Task to carry out:
Copy every line of the records below where the word "table" occurs.
● ● ●
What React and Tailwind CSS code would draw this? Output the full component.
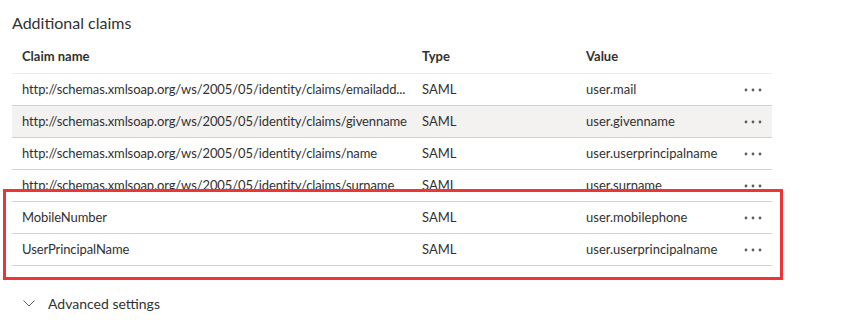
const rows = [
  { name: 'http://schemas.xmlsoap.org/ws/2005/05/identity/claims/emailadd...', type: 'SAML', value: 'user.mail' },
  { name: 'http://schemas.xmlsoap.org/ws/2005/05/identity/claims/givenname', type: 'SAML', value: 'user.givenname', hover: true },
  { name: 'http://schemas.xmlsoap.org/ws/2005/05/identity/claims/name', type: 'SAML', value: 'user.userprincipalname' },
  { name: 'http://schemas.xmlsoap.org/ws/2005/05/identity/claims/surname', type: 'SAML', value: 'user.surname' },
  { name: 'MobileNumber', type: 'SAML', value: 'user.mobilephone' },
  { name: 'UserPrincipalName', type: 'SAML', value: 'user.userprincipalname' },
]

function Dots(){
  return (
    <svg width="20" height="4" viewBox="0 0 20 4" className="text-[#605e5c]">
      <circle cx="2" cy="2" r="1.4" fill="currentColor" />
      <circle cx="9" cy="2" r="1.4" fill="currentColor" />
      <circle cx="16" cy="2" r="1.4" fill="currentColor" />
    </svg>
  )
}

export default function App(){
  return (
    <div className="relative w-[846px] h-[329px] bg-white text-[#323130]" style={{ fontFamily: 'Lato, "Segoe UI", sans-serif' }}>
      <div className="px-[12px]">
        <div className="h-[40px] pt-[11px] text-[16px] leading-[24px]">Additional claims</div>

        <div className="w-[760px] text-[13px]">
          <div className="grid grid-cols-[400px_164px_160px_36px] h-[34px] items-center border-b border-[#edebe9] font-bold">
            <div className="pl-[10px]">Claim name</div>
            <div className="pl-[10px]">Type</div>
            <div className="pl-[10px]">Value</div>
            <div></div>
          </div>
          {rows.map((r,i)=>(
            <div key={i} className={`grid grid-cols-[400px_164px_160px_36px] h-[32px] items-center border-b border-[#d1d1d1] ${r.hover ? 'bg-[#f3f2f1]' : ''}`}>
              <div className="pl-[10px] whitespace-nowrap tracking-[-0.1px]">{r.name}</div>
              <div className="pl-[10px]">{r.type}</div>
              <div className="pl-[10px] whitespace-nowrap">{r.value}</div>
              <div className="flex justify-center"><Dots /></div>
            </div>
          ))}
        </div>

        <div className="mt-[21px] h-[32px] flex items-center gap-[13px] pl-[11px] text-[14px]">
          <svg width="12" height="7" viewBox="0 0 12 7" fill="none" stroke="#605e5c" strokeWidth="1">
            <path d="M0.5 0.5 L6 6 L11.5 0.5" />
          </svg>
          <span>Advanced settings</span>
        </div>
      </div>

      {/* annotation box */}
      <div className="absolute left-[3px] top-[189px] w-[780px] h-[91px] border-[3px] border-[#ee3434]">
        <div className="h-[9px] bg-white"></div>
      </div>
    </div>
  )
}
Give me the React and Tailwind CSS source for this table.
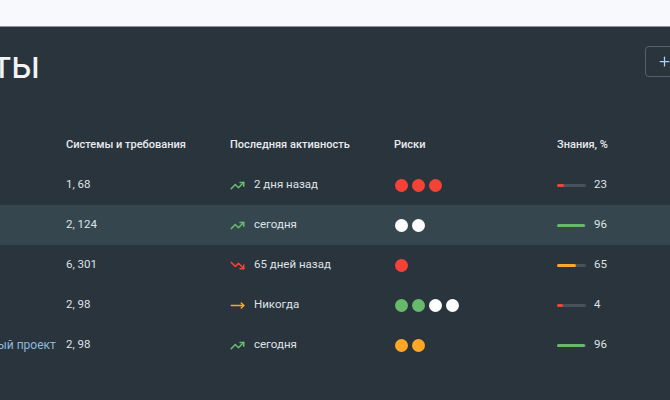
import React from 'react'
import { TrendingUp, TrendingDown, MoveRight, Plus } from 'lucide-react'

const RISK = {
  r: 'bg-[#f44336]',
  w: 'bg-white',
  g: 'bg-[#66bb6a]',
  o: 'bg-[#ffa726]',
}

const rows = [
  { name: 'Бета', sys: '1, 68', trend: 'up', when: '2 дня назад', risks: ['r', 'r', 'r'], know: 23, bar: 'bg-[#f44336]' },
  { name: 'Альфа', sys: '2, 124', trend: 'up', when: 'сегодня', risks: ['w', 'w'], know: 96, bar: 'bg-[#66bb6a]', active: true },
  { name: 'CRM', sys: '6, 301', trend: 'down', when: '65 дней назад', risks: ['r'], know: 65, bar: 'bg-[#ffa726]' },
  { name: 'ERP', sys: '2, 98', trend: 'flat', when: 'Никогда', risks: ['g', 'g', 'w', 'w'], know: 4, bar: 'bg-[#f44336]' },
  { name: 'Тестовый проект', sys: '2, 98', trend: 'up', when: 'сегодня', risks: ['o', 'o'], know: 96, bar: 'bg-[#66bb6a]' },
]

const TrendIcon = ({ trend }) => {
  if (trend === 'down') return <TrendingDown className="h-[15px] w-[15px] text-[#f44336]" strokeWidth={2.4} />
  if (trend === 'flat') return <MoveRight className="h-[15px] w-[15px] text-[#ffa726]" strokeWidth={2.4} />
  return <TrendingUp className="h-[15px] w-[15px] text-[#66bb6a]" strokeWidth={2.4} />
}

const Row = ({ row }) => (
  <div className={`flex h-[40px] items-center text-[11.5px] text-[#dfe3e6] ${row.active ? 'bg-[#36464f]' : ''}`}>
    <div className="w-[66px] shrink-0 overflow-hidden">
      <div className="ml-[-41px] whitespace-nowrap text-[12px] text-[#8fb8dc]">{row.name}</div>
    </div>
    <div className="w-[164px] shrink-0">{row.sys}</div>
    <div className="flex w-[164px] shrink-0 items-center gap-[9px]">
      <TrendIcon trend={row.trend} />
      <span>{row.when}</span>
    </div>
    <div className="flex w-[163px] shrink-0 items-center gap-[4px] pl-[1px]">
      {row.risks.map((r, i) => (
        <span key={i} className={`h-[13px] w-[13px] rounded-full ${RISK[r]}`} />
      ))}
    </div>
    <div className="flex items-center gap-[8px]">
      <div className="h-[3px] w-[29px] rounded-full bg-[#46525c]">
        <div className={`h-[3px] rounded-full ${row.bar}`} style={{ width: `${Math.max(row.know, 20)}%` }} />
      </div>
      <span>{row.know}</span>
    </div>
  </div>
)

export default function App() {
  return (
    <div className="h-[400px] w-[670px] overflow-hidden bg-[#29343d] font-['Roboto',sans-serif]">
      <div className="h-[27px] border-b border-[#8d949b] bg-[#f8f9fc]" />
      <div className="flex h-[98px] items-start justify-between pt-[19px]">
        <h1 className="ml-[-118px] mt-[-3px] whitespace-nowrap text-[38px] font-normal leading-[44px] text-[#f1f3f5]">
          Проекты
        </h1>
        <button className="mr-[-30px] flex h-[31px] w-[55px] items-center rounded-[4px] border border-[#56616b] pl-[11px] text-[#a9d2f5]">
          <Plus className="h-[15px] w-[15px]" strokeWidth={2} />
        </button>
      </div>
      <div className="flex h-[40px] items-center text-[11px] font-medium text-[#e8ebee]">
        <div className="w-[66px] shrink-0" />
        <div className="w-[164px] shrink-0">Системы и требования</div>
        <div className="w-[164px] shrink-0">Последняя активность</div>
        <div className="w-[163px] shrink-0">Риски</div>
        <div>Знания, %</div>
      </div>
      {rows.map((row, i) => (
        <Row key={i} row={row} />
      ))}
    </div>
  )
}
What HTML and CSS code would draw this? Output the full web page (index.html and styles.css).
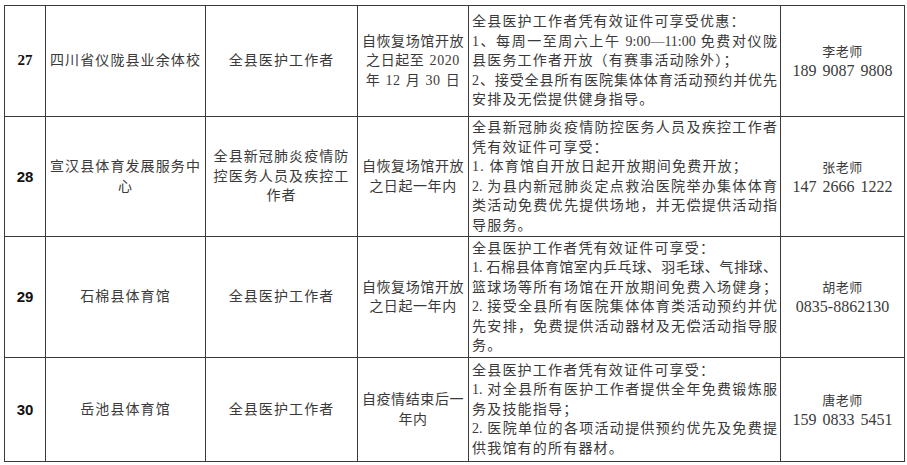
FILE: index.html
```html
<!DOCTYPE html>
<html lang="zh-CN">
<head>
<meta charset="utf-8">
<title>医护人员优惠场馆</title>
<link rel="stylesheet" href="styles.css">
</head>
<body>
<table class="sheet">
  <colgroup>
    <col class="c-no">
    <col class="c-name">
    <col class="c-who">
    <col class="c-time">
    <col class="c-detail">
    <col class="c-contact">
  </colgroup>
  <tbody>
    <tr class="r1">
      <td class="no no-serif">27</td>
      <td class="txt">四川省仪陇县业余体校</td>
      <td class="txt">全县医护工作者</td>
      <td class="txt time">自恢复场馆开放之日起至 2020 年 12 月 30 日</td>
      <td class="detail">
        <span class="ln">全县医护工作者凭有效证件可享受优惠：</span>
        <span class="ln j">1、每周一至周六上午 9:00—11:00 免费对仪陇</span>
        <span class="ln">县医务工作者开放（有赛事活动除外）；</span>
        <span class="ln j">2、接受全县所有医院集体体育活动预约并优先</span>
        <span class="ln">安排及无偿提供健身指导。</span>
      </td>
      <td class="contact"><span class="person">李老师</span><span class="phone">189 9087 9808</span></td>
    </tr>
    <tr class="r2">
      <td class="no">28</td>
      <td class="txt">宣汉县体育发展服务中心</td>
      <td class="txt">全县新冠肺炎疫情防控医务人员及疾控工作者</td>
      <td class="txt time">自恢复场馆开放之日起一年内</td>
      <td class="detail">
        <span class="ln j">全县新冠肺炎疫情防控医务人员及疾控工作者</span>
        <span class="ln">凭有效证件可享受：</span>
        <span class="ln">1. 体育馆自开放日起开放期间免费开放；</span>
        <span class="ln j">2. 为县内新冠肺炎定点救治医院举办集体体育</span>
        <span class="ln j">类活动免费优先提供场地，并无偿提供活动指</span>
        <span class="ln">导服务。</span>
      </td>
      <td class="contact"><span class="person">张老师</span><span class="phone">147 2666 1222</span></td>
    </tr>
    <tr class="r3">
      <td class="no">29</td>
      <td class="txt">石棉县体育馆</td>
      <td class="txt">全县医护工作者</td>
      <td class="txt time">自恢复场馆开放之日起一年内</td>
      <td class="detail">
        <span class="ln">全县医护工作者凭有效证件可享受：</span>
        <span class="ln j">1. 石棉县体育馆室内乒乓球、羽毛球、气排球、</span>
        <span class="ln j">篮球场等所有场馆在开放期间免费入场健身；</span>
        <span class="ln j">2. 接受全县所有医院集体体育类活动预约并优</span>
        <span class="ln j">先安排，免费提供活动器材及无偿活动指导服</span>
        <span class="ln">务。</span>
      </td>
      <td class="contact"><span class="person">胡老师</span><span class="phone">0835-8862130</span></td>
    </tr>
    <tr class="r4">
      <td class="no">30</td>
      <td class="txt">岳池县体育馆</td>
      <td class="txt">全县医护工作者</td>
      <td class="txt time">自疫情结束后一年内</td>
      <td class="detail">
        <span class="ln">全县医护工作者凭有效证件可享受：</span>
        <span class="ln j">1. 对全县所有医护工作者提供全年免费锻炼服</span>
        <span class="ln">务及技能指导；</span>
        <span class="ln j">2. 医院单位的各项活动提供预约优先及免费提</span>
        <span class="ln">供我馆有的所有器材。</span>
      </td>
      <td class="contact"><span class="person">唐老师</span><span class="phone">159 0833 5451</span></td>
    </tr>
  </tbody>
</table>
</body>
</html>
```

FILE: styles.css
```css
html, body {
  margin: 0;
  padding: 0;
  background: #ffffff;
}

body {
  font-family: "Liberation Serif", "Noto Sans CJK SC", serif;
  font-size: 14px;
  color: #3a3a3a;
}

.sheet {
  margin: 5px 0 0 4px;
  border-collapse: collapse;
  table-layout: fixed;
  width: 900px;
}

.c-no { width: 41px; }
.c-name { width: 160px; }
.c-who { width: 152px; }
.c-time { width: 111px; }
.c-detail { width: 312px; }
.c-contact { width: 124px; }

.sheet td {
  border: 1px solid #3a3a3a;
  vertical-align: middle;
  padding: 0 3px;
  line-height: 19.5px;
}

.r1 { height: 111px; }
.r2 { height: 120px; }
.r3 { height: 121px; }
.r4 { height: 104px; }

.no {
  text-align: center;
  font-family: "Liberation Sans", sans-serif;
  font-weight: bold;
  font-size: 15px;
  color: #111111;
}

.no-serif {
  font-family: "Liberation Serif", serif;
}

.txt {
  text-align: center;
  letter-spacing: 1.1px;
}

.sheet td.time {
  padding: 0;
  letter-spacing: 0.6px;
  word-spacing: 1px;
}

.detail {
  padding: 0 3px 0 2px;
  letter-spacing: 1.2px;
}

.ln {
  display: block;
  text-align: left;
}

.ln.j {
  letter-spacing: 0;
  text-align: justify;
  text-align-last: justify;
}

.contact {
  text-align: center;
}

.person {
  display: block;
  font-size: 13px;
  line-height: 19px;
  letter-spacing: 0.5px;
}

.phone {
  display: block;
  font-size: 16px;
  line-height: 19px;
  word-spacing: 2px;
}
```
● ● ●
Response to the exercise:
Give me the React and Tailwind CSS source for this table.
<table class="sheet">
</table>
  table-layout: fixed;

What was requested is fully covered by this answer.